ファンコミュニティーが醸成されやすいスポーツ、アニメ、アイドル、ゲームなどの分野のコンテンツの展開を進めております。

楽天IDと法定通貨を利用した取引を導入。楽天ポイントを使用した決済も可能に

―― マーケットプレイスはトークンを国内の暗号通貨の取引所で買い、それをメタマスクなどのウォレットに送金し、そこから作品を購入し、今度はウォレットに入ったトークンを現金化するという、暗号通貨にかなり親しんでいるユーザーでないとなかなか参加できないことがネックになっていると考えています。多くのユーザーに門戸を開き、広く売買のしやすくするという点で楽天さんはどんな仕掛けを考えていますか? ドル決済できるマーケットプレイスも出てきていますが。
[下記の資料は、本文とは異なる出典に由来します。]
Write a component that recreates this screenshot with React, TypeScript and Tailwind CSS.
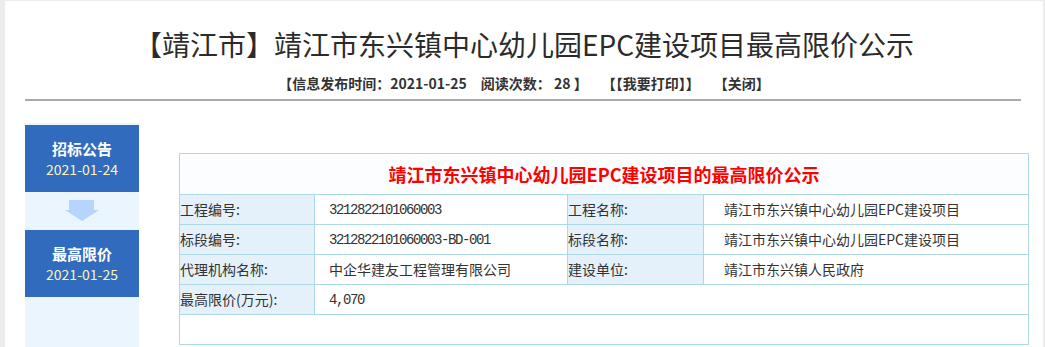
const cjk = "font-['Microsoft_YaHei','Noto_Sans_CJK_SC',sans-serif]";
const mono = "font-['Liberation_Mono','Noto_Sans_CJK_SC',monospace] tracking-[-1.4px]";

// Left timeline steps
const steps = [
  { title: "招标公告", date: "2021-01-24" },
  { title: "最高限价", date: "2021-01-25" },
];

function Arrow() {
  return (
    <svg width="34" height="21" viewBox="0 0 34 21">
      <path d="M4 0H29V10H34L17 21L0 10H4Z" fill="#b5d5fd" />
    </svg>
  );
}

function Label({ children }: { children: React.ReactNode }) {
  return (
    <td className="border border-[#add8e6] bg-[#e4f1fa] p-0 align-middle text-[14px] text-[#333]">
      {children}
    </td>
  );
}

function Value({ children, pad, ascii, span }: { children: React.ReactNode; pad: string; ascii?: boolean; span?: number }) {
  return (
    <td colSpan={span} className={`border border-[#add8e6] bg-white align-middle text-[14px] text-[#333] ${pad}`}>
      <span className={ascii ? mono : ""}>{children}</span>
    </td>
  );
}

export default function App() {
  return (
    <div className={`min-h-[347px] bg-[#ececec] pl-[5px] pr-[2px] pt-px ${cjk}`}>
      <div className="min-h-[346px] bg-white pt-[23px]">
        <h1 className="text-center text-[28px] leading-[40px] font-normal text-[#2b2b2b]">
          【靖江市】靖江市东兴镇中心幼儿园EPC建设项目最高限价公示
        </h1>
        <div className="mt-[9px] flex justify-center text-[14px] leading-[20px] font-bold text-[#333] whitespace-pre">
          <span>【信息发布时间：2021-01-25</span>
          <span className="ml-[14px]">阅读次数： 28 】</span>
          <span className="ml-[14px]">【【我要打印】】</span>
          <span className="ml-[14px]">【关闭】</span>
        </div>
        <div className="mt-[6px] ml-[20px] mr-[22px] h-[2px] bg-[#aaaaaa]" />

        <div className="mt-[22px] ml-[20px] flex items-start">
          <div className="flex h-[224px] w-[114px] shrink-0 flex-col bg-[#eaf5fe] pt-[2px]">
            {steps.map((s, i) => (
              <div key={s.title}>
                {i > 0 && (
                  <div className="flex h-[38px] items-start justify-center pt-[8px]">
                    <Arrow />
                  </div>
                )}
                <div className="flex h-[67px] flex-col items-center justify-center bg-[#306bbd]">
                  <div className="text-[15px] leading-[20px] font-bold text-white">{s.title}</div>
                  <div className="text-[14px] leading-[20px] text-[#fdf3b8]">{s.date}</div>
                </div>
              </div>
            ))}
          </div>

          <table className="ml-[40px] mt-[30px] w-[849px] table-fixed border-collapse border border-[#add8e6]">
            <colgroup>
              <col className="w-[135px]" />
              <col className="w-[253px]" />
              <col className="w-[136px]" />
              <col className="w-[325px]" />
            </colgroup>
            <tbody>
              <tr className="h-[41px]">
                <td colSpan={4} className="border border-[#add8e6] bg-[#fbfdff] pt-[1px] text-center text-[18px] font-bold text-[#ff0000]">
                  靖江市东兴镇中心幼儿园EPC建设项目的最高限价公示
                </td>
              </tr>
              <tr className="h-[30px]">
                <Label>工程编号:</Label>
                <Value pad="pl-[14px]" ascii>3212822101060003</Value>
                <Label>工程名称:</Label>
                <Value pad="pl-[20px]">靖江市东兴镇中心幼儿园EPC建设项目</Value>
              </tr>
              <tr className="h-[30px]">
                <Label>标段编号:</Label>
                <Value pad="pl-[14px]" ascii>3212822101060003-BD-001</Value>
                <Label>标段名称:</Label>
                <Value pad="pl-[20px]">靖江市东兴镇中心幼儿园EPC建设项目</Value>
              </tr>
              <tr className="h-[30px]">
                <Label>代理机构名称:</Label>
                <Value pad="pl-[14px]">中企华建友工程管理有限公司</Value>
                <Label>建设单位:</Label>
                <Value pad="pl-[20px]">靖江市东兴镇人民政府</Value>
              </tr>
              <tr className="h-[30px]">
                <Label>最高限价(万元):</Label>
                <Value pad="pl-[14px]" ascii span={3}>4,070</Value>
              </tr>
              <tr className="h-[30px]">
                <td colSpan={4} className="border border-[#add8e6] bg-white" />
              </tr>
            </tbody>
          </table>
        </div>
      </div>
    </div>
  );
}
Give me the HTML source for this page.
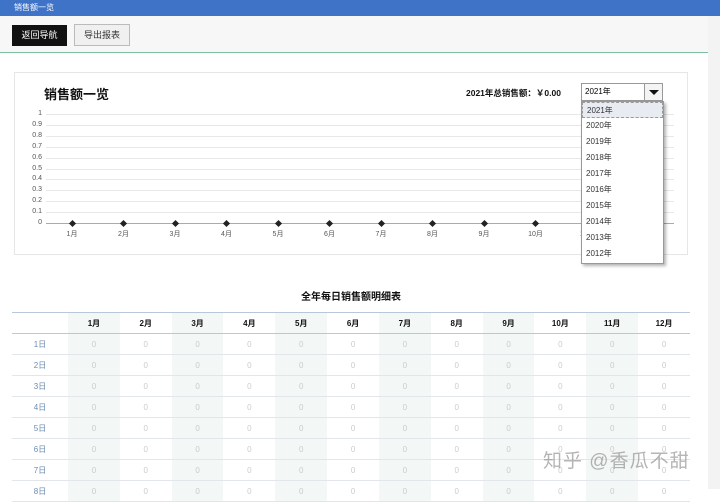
<!DOCTYPE html><html><head><meta charset="utf-8"><style>
*{margin:0;padding:0;box-sizing:border-box}
body{width:720px;height:489px;overflow:hidden;background:#fff;font-family:"Liberation Sans","Noto Sans CJK SC",sans-serif;position:relative}
.top{position:absolute;left:0;top:0;width:720px;height:16px;background:#3f73c8;color:#fff;font-size:8px;line-height:16px;padding-left:14px}
.tb{position:absolute;left:0;top:16px;width:710px;height:37px;background:#f7f7f7;border-bottom:1px solid #7cc0a0}
.b1{position:absolute;left:12px;top:9px;width:55px;height:21px;background:#111;color:#fff;font-size:9px;line-height:21px;text-align:center}
.b2{position:absolute;left:74px;top:8px;width:56px;height:22px;background:#f0f0f0;border:1px solid #bbb;font-size:9px;line-height:20px;text-align:center;color:#333}
.sb{position:absolute;left:708px;top:16px;width:12px;height:473px;background:#f3f3f3}
.box{position:absolute;left:14px;top:72px;width:674px;height:183px;border:1px solid #e6e6e6}
.abs{position:absolute}
.yl{position:absolute;width:30px;text-align:right;font-size:7px;color:#555}
.gl{position:absolute;left:46px;width:628px;height:1px;background:#e8e8e8}
.xl{position:absolute;font-size:7px;color:#555;width:30px;text-align:center}
.dot{position:absolute;width:5px;height:5px;background:#222;transform:rotate(45deg)}
.dd{position:absolute;left:581px;top:101px;width:83px;height:163px;background:#fff;border:1px solid #999;box-shadow:2px 2px 3px rgba(0,0,0,.3)}
.dd div{height:16px;font-size:8px;line-height:16px;padding-left:4px;color:#333}
table{position:absolute;left:12px;top:312px;width:678px;border-collapse:collapse;font-size:8px;table-layout:fixed}
td,th{height:21px;text-align:center;border-bottom:1px solid #e2e6ea}
th{font-weight:bold;color:#111;border-top:1px solid #b8c8d8;border-bottom:1px solid #b8c8d8}
td{color:#ccc}
td:first-child{color:#6a8cb0}
.s{background:#f3f7f5}
</style></head><body>
<div class="top">销售额一览</div>
<div class="tb"><div class="b1">返回导航</div><div class="b2">导出报表</div></div>
<div class="sb"></div>
<div class="box">
<div class="abs" style="left:29px;top:11px;font-size:13px;font-weight:bold;color:#111">销售额一览</div>
<div class="abs" style="left:451px;top:14px;font-size:8.5px;font-weight:bold;color:#111">2021年总销售额：￥0.00</div>
<div class="abs" style="left:566px;top:10px;width:82px;height:18px;border:1px solid #999;background:#fff;font-size:8px;line-height:16px;padding-left:3px">2021年<div class="abs" style="right:0;top:0;width:18px;height:16px;border-left:1px solid #999;background:#f4f4f4"><div class="abs" style="left:4px;top:6px;border-left:5px solid transparent;border-right:5px solid transparent;border-top:5px solid #111"></div></div></div>
</div>
<div id="ch"></div>
<div class="dd"><div style="background:#e8ecf2;border:1px dashed #999">2021年</div><div>2020年</div><div>2019年</div><div>2018年</div><div>2017年</div><div>2016年</div><div>2015年</div><div>2014年</div><div>2013年</div><div>2012年</div></div>
<div class="abs" style="left:0;top:288px;width:702px;text-align:center;font-size:10px;font-weight:bold;color:#111">全年每日销售额明细表</div>
<table id="t"></table>
<div class="abs" style="left:543px;top:446px;font-size:19px;color:rgba(120,120,120,.55);letter-spacing:1px">知乎 @香瓜不甜</div>
<script>
var h='',labs=['1','0.9','0.8','0.7','0.6','0.5','0.4','0.3','0.2','0.1','0'];
for(var i=0;i<11;i++){var y=114+i*10.9;h+='<div class="yl" style="left:12px;top:'+(y-4)+'px">'+labs[i]+'</div><div class="gl" style="top:'+y+'px;'+(i==10?'background:#aaa':'')+'"></div>';}
for(var m=0;m<11;m++){var x=72+m*51.5;h+='<div class="dot" style="left:'+(x-2.5)+'px;top:220.5px"></div><div class="xl" style="left:'+(x-15)+'px;top:229px">'+(m+1)+'月</div>';}
document.getElementById('ch').innerHTML=h;
var t='<colgroup><col style="width:56px">';for(m=1;m<=12;m++)t+='<col style="width:51.83px">';t+='</colgroup><tr><th></th>';for(m=1;m<=12;m++)t+='<th'+(m%2?' class="s"':'')+'>'+m+'月</th>';t+='</tr>';
for(var d=1;d<=8;d++){t+='<tr><td>'+d+'日</td>';for(m=1;m<=12;m++)t+='<td'+(m%2?' class="s"':'')+'>0</td>';t+='</tr>';}
document.getElementById('t').innerHTML=t;
</script>
</body></html>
ご指摘の通り、現在のNFT市場は暗号資産に親しみのない一般ユーザーにとってはかなりハードルが高いものとなっています。そこで楽天はこのようなNFT市場の「民主化」を目指し、楽天IDと法定通貨を利用した簡便な取引の仕組みを導入します。さらに「楽天ポイント」を使用した決済も可能になります。これを実現するために、私どもは 販売プラットフォームを用意するだけでなく、楽天のプライベート・ブロックチェーンでサービスを構築いたします。これにより、権利者やファンの要望を反映しやすく、さらに安全で信頼性が高いマーケットプレイスを安価で利用できるようになります。